As an outcome of these facts, Alfredo Hlito got in touch with the work and theories of Torres García, an influence that would show in the works produced by Hlito in 1945, when he merged an orthogonal reticule with circular or semicircular shapes that kept the abstract nature of the compositions. Nota 4
Grete Stern’s contribution
Stern. Composición
Grete Stern
Composición, 1940
The German photographer Grete Stern studied in her country with Walter Peterhans and in 1929, with her mate Ellen Auerbach, she opened in Berlin ringl+pit, a studio that was perhaps one of the most daring ones of its time and outstood because of the audacious images they supplied to advertising campaigns. After following Peterhans in the Bauhaus courses Stern went back to Berlin, where she met the Argentine photographer Horacio Coppola, her future husband.
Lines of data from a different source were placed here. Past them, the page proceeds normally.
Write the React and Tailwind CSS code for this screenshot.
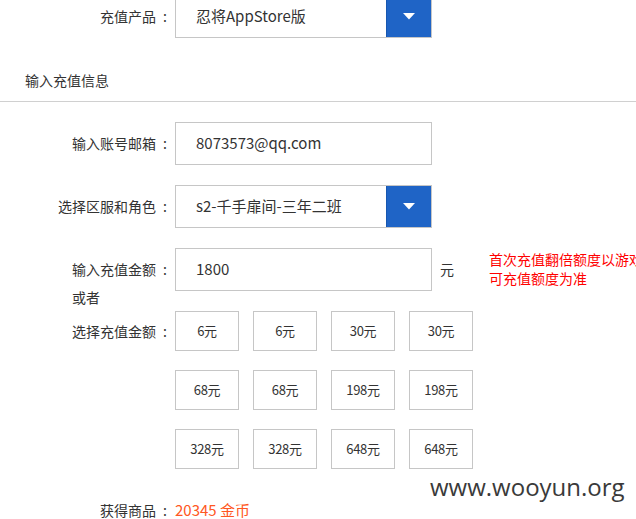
import React from "react";

const font = { fontFamily: '"Noto Sans CJK SC", "Noto Sans", sans-serif' };

const amounts = ["6元", "6元", "30元", "30元", "68元", "68元", "198元", "198元", "328元", "328元", "648元", "648元"];

const Colon = () => <span className="inline-block w-[14px] text-right pr-[3px]">:</span>;

const Label = ({ children, h = "h-[43px]" }) => (
  <div className={`w-[170px] ${h} flex items-center justify-end text-[14px] text-[#333] shrink-0`}>
    {children}
    <Colon />
  </div>
);

const Arrow = () => (
  <div className="w-[45px] h-full bg-[#1f64c6] border-l border-[#1857b0] flex items-center justify-center">
    <svg width="12" height="7" viewBox="0 0 12 7">
      <path d="M0 0 L12 0 L6 6.5 Z" fill="#fff" />
    </svg>
  </div>
);

const SelectBox = ({ value }) => (
  <div className="ml-[5px] w-[257px] h-[43px] border border-[#c6c6c6] flex items-stretch bg-white">
    <div className="flex-1 flex items-center pl-[20px] text-[15px] text-[#333]">{value}</div>
    <Arrow />
  </div>
);

const InputBox = ({ value }) => (
  <div className="ml-[5px] w-[257px] h-[43px] border border-[#c6c6c6] flex items-center pl-[20px] text-[15px] text-[#333] bg-white shrink-0">
    {value}
  </div>
);

export default function App() {
  return (
    <div className="relative w-[636px] h-[519px] overflow-hidden bg-white" style={font}>
      {/* 充值产品 */}
      <div className="flex -mt-[5px]">
        <Label>充值产品</Label>
        <SelectBox value="忍将AppStore版" />
      </div>

      {/* section title */}
      <div className="mt-[32px] pl-[25px] pb-[11px] border-b border-[#d0d0d0] text-[14px] leading-[20px] text-[#333]">
        输入充值信息
      </div>

      <div className="flex mt-[20px]">
        <Label>输入账号邮箱</Label>
        <InputBox value="8073573@qq.com" />
      </div>

      <div className="flex mt-[20px]">
        <Label>选择区服和角色</Label>
        <SelectBox value="s2-千手扉间-三年二班" />
      </div>

      {/* amount */}
      <div className="flex items-start mt-[20px]">
        <Label>输入充值金额</Label>
        <InputBox value="1800" />
        <div className="ml-[8px] h-[43px] flex items-center text-[14px] text-[#333]">元</div>
        <div className="ml-[35px] mt-[2px] text-[14px] leading-[19px] text-[#ff0000] whitespace-nowrap">
          首次充值翻倍额度以游戏
          <br />
          可充值额度为准
        </div>
      </div>
      <div className="pl-[72px] -mt-[4px] text-[14px] leading-[20px] text-[#333]">或者</div>

      {/* choose amount */}
      <div className="flex items-start mt-[4px]">
        <Label h="h-[40px]">选择充值金额</Label>
        <div className="ml-[5px] grid grid-cols-[repeat(4,64px)] gap-x-[14px] gap-y-[19px]">
          {amounts.map((a, i) => (
            <div
              key={i}
              className="h-[40px] border border-[#c6c6c6] flex items-center justify-center text-[13px] text-[#333] tracking-[-0.3px]"
            >
              {a}
            </div>
          ))}
        </div>
      </div>

      {/* result */}
      <div className="flex items-center mt-[31px] leading-[20px]">
        <div className="w-[170px] text-right text-[14px] text-[#333] shrink-0">
          获得商品
          <Colon />
        </div>
        <div className="ml-[5px] text-[15px] text-[#ff5722]">20345 金币</div>
      </div>

      {/* watermark */}
      <div
        className="absolute left-[430px] top-[472px] text-[24px] leading-[30px] text-[#3a3a3a]"
        style={{ fontFamily: '"Open Sans", sans-serif' }}
      >
        www.wooyun.org
      </div>
    </div>
  );
}
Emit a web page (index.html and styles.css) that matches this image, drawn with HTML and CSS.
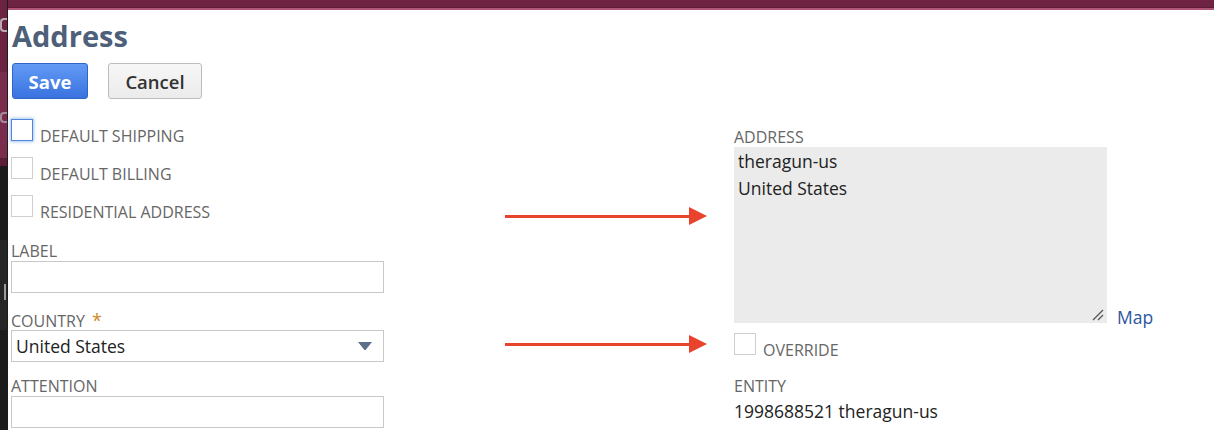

At the rising of Nazism, the couple emigrated to London and in 1936 they travelled to Buenos Aires, where they definitively settled. That year an exhibit of her works was organized at the offices of Sur magazine. Nota 5
Stern introduced innovative criteria in Argentina’s photography. She spread among the intellectuals of that time the fundamentals of avant-garde art and design, mainly those coming from the Bauhaus. At her home were held “meetings attending young plastics and writers. Those discussions about the avant-gardes’ aesthetic theories were one of the starting points of Argentine modern art”. Nota 6
In 1945, the editing group of Arturo magazine performed their second show, introduced as Movimiento de Arte Concreto-Invención, at her house in Ramos Mejía.
 
* * *
 
Emerging from a cultural process that tended to the modernization of the country, the Argentine Concrete movement settled and grew up, in spite of certain inconstancies and resistances, as an outcome of a complex cultural network of which these facts were only a part.
The opportunity was promising. The productive forces of the North had been taken by World War II and the European cultural evolution seemed to have moved away. It was the moment to deploy thinking and a creativity to settle Argentina in a contemporaneity that, sooner or later, globalization would demand of it.